What you should do - Find every line in the records below that contains the word "this", and copy each such line.

Information provided -
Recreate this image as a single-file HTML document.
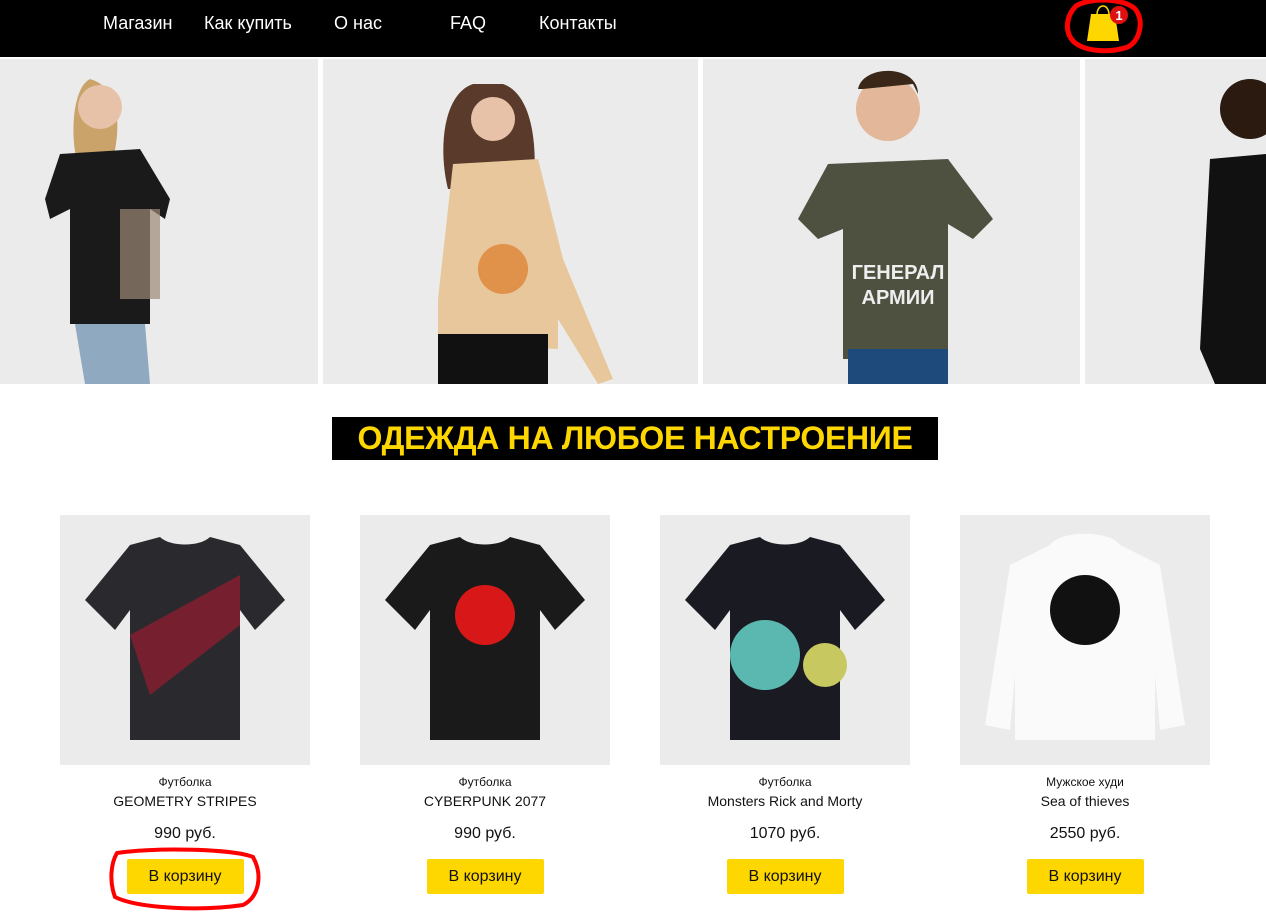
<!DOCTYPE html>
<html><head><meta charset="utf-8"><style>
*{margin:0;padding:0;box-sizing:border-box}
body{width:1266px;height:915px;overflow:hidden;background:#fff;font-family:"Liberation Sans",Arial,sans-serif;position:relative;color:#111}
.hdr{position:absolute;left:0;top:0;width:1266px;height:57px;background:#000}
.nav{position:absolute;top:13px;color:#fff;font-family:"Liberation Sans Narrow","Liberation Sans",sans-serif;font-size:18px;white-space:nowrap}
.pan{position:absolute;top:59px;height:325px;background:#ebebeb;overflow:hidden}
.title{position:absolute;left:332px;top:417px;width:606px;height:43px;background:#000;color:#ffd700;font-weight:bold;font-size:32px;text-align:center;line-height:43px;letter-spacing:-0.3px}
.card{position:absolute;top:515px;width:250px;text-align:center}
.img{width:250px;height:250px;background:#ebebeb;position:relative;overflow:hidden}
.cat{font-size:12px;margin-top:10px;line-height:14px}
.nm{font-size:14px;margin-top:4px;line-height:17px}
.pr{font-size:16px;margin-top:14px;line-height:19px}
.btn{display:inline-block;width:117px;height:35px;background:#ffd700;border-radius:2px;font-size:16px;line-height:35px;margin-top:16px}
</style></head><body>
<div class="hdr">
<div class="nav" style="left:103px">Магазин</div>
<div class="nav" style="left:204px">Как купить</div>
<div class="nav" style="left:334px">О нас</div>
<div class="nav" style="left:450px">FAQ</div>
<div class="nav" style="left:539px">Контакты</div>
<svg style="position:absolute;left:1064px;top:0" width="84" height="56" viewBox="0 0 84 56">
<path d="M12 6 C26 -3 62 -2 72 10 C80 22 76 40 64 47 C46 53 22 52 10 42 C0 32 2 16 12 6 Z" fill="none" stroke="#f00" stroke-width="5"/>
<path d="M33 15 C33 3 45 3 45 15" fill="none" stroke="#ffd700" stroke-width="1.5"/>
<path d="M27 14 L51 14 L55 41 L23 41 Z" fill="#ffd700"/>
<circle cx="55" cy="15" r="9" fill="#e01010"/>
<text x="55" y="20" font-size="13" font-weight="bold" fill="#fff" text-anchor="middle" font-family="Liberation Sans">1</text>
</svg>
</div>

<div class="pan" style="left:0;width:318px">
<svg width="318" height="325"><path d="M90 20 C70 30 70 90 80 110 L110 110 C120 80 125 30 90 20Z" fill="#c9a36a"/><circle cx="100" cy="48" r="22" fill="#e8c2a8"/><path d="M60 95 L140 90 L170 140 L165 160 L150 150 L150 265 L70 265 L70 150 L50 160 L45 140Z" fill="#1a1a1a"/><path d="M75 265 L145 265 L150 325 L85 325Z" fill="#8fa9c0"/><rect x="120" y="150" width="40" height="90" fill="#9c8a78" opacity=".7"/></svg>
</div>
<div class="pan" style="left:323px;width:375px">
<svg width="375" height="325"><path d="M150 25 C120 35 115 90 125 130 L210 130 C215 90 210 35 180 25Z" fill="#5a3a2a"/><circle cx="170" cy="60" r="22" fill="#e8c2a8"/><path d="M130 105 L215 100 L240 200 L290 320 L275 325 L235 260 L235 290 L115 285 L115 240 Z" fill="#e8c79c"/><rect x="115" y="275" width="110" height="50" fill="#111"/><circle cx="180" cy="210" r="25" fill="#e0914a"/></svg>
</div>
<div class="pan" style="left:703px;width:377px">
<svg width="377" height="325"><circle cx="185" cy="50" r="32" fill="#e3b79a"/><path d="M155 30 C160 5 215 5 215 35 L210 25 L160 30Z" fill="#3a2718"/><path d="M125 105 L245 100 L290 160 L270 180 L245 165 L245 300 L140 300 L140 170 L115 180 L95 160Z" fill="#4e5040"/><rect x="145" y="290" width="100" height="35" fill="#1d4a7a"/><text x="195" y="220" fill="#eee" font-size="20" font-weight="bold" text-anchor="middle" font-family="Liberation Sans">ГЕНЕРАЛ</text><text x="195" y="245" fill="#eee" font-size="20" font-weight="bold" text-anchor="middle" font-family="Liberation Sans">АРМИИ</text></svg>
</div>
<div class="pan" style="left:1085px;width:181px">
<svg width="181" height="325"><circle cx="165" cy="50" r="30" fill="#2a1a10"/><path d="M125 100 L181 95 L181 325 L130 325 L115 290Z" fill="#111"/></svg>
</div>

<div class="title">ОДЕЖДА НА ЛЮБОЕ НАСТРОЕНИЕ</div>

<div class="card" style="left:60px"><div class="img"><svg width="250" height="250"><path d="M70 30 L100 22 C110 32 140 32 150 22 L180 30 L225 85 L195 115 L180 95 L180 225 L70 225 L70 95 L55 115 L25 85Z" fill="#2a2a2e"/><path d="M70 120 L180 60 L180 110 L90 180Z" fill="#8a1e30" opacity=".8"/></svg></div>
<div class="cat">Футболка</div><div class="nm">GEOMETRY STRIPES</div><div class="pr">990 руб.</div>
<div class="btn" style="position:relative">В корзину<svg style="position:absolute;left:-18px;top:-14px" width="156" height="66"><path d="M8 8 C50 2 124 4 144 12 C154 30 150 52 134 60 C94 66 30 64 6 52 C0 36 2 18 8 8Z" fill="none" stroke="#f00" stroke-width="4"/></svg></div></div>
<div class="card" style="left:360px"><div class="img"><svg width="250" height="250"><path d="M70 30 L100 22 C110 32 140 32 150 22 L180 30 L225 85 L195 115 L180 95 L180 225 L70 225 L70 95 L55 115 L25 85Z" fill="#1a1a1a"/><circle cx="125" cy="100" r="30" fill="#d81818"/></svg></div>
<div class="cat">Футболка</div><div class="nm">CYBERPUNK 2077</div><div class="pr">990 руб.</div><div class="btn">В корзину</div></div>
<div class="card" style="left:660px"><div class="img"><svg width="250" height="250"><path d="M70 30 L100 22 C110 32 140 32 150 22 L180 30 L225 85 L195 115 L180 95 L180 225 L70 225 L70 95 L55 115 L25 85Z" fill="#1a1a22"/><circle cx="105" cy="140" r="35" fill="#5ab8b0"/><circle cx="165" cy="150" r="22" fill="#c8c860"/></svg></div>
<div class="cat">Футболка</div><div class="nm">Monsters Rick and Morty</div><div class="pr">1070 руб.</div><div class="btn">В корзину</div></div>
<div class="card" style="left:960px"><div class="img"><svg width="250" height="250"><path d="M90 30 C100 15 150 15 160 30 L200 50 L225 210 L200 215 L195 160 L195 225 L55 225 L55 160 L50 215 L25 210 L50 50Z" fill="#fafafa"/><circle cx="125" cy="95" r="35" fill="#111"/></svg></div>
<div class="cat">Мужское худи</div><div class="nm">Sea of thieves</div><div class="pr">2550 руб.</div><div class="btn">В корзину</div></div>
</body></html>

* * *

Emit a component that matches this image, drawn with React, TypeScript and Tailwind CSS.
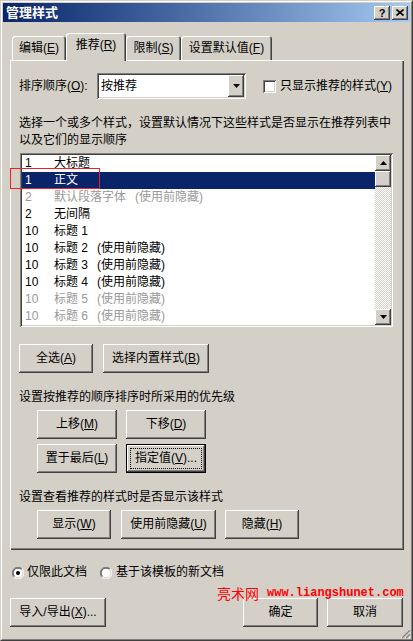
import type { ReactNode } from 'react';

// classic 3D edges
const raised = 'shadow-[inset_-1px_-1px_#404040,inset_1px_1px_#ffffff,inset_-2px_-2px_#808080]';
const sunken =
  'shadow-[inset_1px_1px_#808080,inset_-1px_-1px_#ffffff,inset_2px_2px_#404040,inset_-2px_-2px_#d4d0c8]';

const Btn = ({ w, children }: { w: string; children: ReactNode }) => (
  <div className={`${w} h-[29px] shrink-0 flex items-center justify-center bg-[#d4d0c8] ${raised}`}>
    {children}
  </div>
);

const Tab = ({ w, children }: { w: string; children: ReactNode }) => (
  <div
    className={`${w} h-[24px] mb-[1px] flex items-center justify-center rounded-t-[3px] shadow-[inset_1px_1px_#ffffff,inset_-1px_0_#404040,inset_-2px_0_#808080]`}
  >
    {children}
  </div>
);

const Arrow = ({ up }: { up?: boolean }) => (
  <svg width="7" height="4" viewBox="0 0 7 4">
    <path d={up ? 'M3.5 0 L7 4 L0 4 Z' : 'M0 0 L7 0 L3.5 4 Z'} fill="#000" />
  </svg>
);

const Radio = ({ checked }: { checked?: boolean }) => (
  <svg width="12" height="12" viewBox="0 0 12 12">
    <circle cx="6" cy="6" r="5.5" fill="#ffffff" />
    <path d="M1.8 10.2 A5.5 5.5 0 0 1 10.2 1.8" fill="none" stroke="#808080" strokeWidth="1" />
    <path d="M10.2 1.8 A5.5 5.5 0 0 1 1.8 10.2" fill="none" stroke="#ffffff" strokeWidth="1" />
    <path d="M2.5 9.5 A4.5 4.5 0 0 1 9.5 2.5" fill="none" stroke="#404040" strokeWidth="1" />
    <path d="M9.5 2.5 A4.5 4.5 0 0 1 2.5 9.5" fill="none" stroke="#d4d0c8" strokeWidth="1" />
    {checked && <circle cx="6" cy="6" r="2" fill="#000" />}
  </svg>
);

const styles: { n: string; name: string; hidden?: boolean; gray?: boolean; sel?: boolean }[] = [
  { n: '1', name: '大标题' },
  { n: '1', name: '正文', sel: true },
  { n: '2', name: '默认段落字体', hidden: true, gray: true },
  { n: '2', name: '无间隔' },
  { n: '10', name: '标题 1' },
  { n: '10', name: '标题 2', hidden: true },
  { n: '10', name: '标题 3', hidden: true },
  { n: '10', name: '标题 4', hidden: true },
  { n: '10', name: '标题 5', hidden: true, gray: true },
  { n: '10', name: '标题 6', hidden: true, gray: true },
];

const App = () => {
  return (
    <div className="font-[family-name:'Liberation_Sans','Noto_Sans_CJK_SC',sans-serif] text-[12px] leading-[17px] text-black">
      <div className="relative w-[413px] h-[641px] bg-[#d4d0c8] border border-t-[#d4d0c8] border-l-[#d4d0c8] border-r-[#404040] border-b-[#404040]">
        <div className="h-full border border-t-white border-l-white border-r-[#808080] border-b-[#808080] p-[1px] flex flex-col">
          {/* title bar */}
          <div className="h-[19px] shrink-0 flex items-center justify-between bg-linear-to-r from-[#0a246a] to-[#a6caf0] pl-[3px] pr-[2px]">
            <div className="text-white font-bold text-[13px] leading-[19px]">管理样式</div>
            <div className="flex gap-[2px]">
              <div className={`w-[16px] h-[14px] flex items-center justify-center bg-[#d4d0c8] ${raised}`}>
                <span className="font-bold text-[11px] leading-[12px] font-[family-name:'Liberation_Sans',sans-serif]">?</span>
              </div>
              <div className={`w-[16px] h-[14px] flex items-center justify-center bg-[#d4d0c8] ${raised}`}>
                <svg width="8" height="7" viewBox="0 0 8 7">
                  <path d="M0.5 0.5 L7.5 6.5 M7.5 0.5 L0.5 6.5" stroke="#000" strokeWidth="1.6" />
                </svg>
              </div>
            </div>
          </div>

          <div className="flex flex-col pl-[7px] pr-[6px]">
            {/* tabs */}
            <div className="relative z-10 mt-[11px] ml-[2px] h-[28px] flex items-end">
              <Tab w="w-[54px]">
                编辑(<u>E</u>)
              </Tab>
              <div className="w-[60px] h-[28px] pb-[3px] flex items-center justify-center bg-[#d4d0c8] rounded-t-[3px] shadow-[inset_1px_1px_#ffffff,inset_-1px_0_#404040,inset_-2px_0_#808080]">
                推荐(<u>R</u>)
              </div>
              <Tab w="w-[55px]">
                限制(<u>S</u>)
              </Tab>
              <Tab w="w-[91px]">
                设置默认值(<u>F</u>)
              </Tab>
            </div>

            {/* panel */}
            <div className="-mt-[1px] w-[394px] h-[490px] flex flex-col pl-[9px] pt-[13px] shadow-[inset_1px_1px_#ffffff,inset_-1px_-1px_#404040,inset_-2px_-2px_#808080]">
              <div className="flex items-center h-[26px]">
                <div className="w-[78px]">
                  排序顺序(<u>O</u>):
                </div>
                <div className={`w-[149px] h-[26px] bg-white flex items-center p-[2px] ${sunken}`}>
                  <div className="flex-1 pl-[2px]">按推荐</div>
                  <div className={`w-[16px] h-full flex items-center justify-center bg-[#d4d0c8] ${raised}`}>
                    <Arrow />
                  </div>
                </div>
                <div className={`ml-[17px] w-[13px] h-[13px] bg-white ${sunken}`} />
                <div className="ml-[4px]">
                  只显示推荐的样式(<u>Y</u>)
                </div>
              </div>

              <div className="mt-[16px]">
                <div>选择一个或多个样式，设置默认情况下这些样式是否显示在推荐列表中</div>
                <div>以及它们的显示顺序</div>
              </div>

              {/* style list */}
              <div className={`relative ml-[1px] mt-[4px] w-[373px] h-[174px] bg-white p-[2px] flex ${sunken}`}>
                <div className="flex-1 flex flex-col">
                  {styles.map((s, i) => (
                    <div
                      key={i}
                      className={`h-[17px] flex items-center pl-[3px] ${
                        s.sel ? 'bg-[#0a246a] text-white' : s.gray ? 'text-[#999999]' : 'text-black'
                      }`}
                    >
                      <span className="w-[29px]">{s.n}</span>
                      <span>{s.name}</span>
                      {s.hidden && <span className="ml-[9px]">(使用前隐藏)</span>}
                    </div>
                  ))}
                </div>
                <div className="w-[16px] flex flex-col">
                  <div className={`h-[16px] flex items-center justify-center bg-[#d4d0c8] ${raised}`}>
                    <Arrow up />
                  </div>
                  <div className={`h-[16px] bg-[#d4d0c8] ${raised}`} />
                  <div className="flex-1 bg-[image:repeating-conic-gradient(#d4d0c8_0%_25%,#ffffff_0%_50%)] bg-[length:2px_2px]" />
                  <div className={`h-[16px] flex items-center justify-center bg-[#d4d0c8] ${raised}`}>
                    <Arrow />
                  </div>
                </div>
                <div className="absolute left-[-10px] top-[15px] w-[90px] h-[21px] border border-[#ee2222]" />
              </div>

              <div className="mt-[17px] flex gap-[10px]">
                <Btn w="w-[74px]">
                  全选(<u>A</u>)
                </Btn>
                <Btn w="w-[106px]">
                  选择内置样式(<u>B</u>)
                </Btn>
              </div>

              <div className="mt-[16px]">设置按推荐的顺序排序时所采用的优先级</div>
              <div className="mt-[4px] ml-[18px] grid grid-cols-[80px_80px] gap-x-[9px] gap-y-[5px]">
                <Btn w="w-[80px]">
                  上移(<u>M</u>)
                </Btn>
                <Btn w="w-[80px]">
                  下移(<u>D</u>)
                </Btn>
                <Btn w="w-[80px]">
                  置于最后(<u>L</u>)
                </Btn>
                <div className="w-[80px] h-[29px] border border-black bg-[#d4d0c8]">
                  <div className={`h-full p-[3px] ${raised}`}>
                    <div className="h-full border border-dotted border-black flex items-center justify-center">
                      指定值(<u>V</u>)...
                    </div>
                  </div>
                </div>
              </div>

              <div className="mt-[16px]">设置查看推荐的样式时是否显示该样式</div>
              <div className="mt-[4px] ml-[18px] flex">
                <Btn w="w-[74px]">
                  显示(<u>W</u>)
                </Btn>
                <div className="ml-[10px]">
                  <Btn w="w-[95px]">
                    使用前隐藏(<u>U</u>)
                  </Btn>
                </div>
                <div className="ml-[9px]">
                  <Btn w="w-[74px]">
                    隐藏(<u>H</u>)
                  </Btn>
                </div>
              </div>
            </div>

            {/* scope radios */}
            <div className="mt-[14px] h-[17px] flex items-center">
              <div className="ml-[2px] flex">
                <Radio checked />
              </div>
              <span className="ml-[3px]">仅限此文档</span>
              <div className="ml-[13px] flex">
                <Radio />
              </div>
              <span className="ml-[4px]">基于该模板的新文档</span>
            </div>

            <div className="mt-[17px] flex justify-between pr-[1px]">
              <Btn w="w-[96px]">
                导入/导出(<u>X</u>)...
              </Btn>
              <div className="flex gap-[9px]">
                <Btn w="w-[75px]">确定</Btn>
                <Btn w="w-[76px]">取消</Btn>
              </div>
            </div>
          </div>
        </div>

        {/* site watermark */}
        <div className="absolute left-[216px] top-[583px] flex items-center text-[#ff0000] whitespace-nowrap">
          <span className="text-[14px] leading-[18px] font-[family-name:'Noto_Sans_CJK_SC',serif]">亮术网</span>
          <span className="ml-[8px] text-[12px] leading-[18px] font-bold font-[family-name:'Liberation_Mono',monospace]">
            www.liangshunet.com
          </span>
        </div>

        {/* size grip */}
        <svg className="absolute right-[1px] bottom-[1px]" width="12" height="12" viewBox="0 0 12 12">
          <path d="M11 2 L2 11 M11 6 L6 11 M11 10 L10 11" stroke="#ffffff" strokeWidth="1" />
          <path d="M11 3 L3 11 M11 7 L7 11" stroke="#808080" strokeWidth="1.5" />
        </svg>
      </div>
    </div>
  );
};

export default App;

Answer for the task -
Recreate this image as a single-file HTML document.
Emit a component that matches this image, drawn with React, TypeScript and Tailwind CSS.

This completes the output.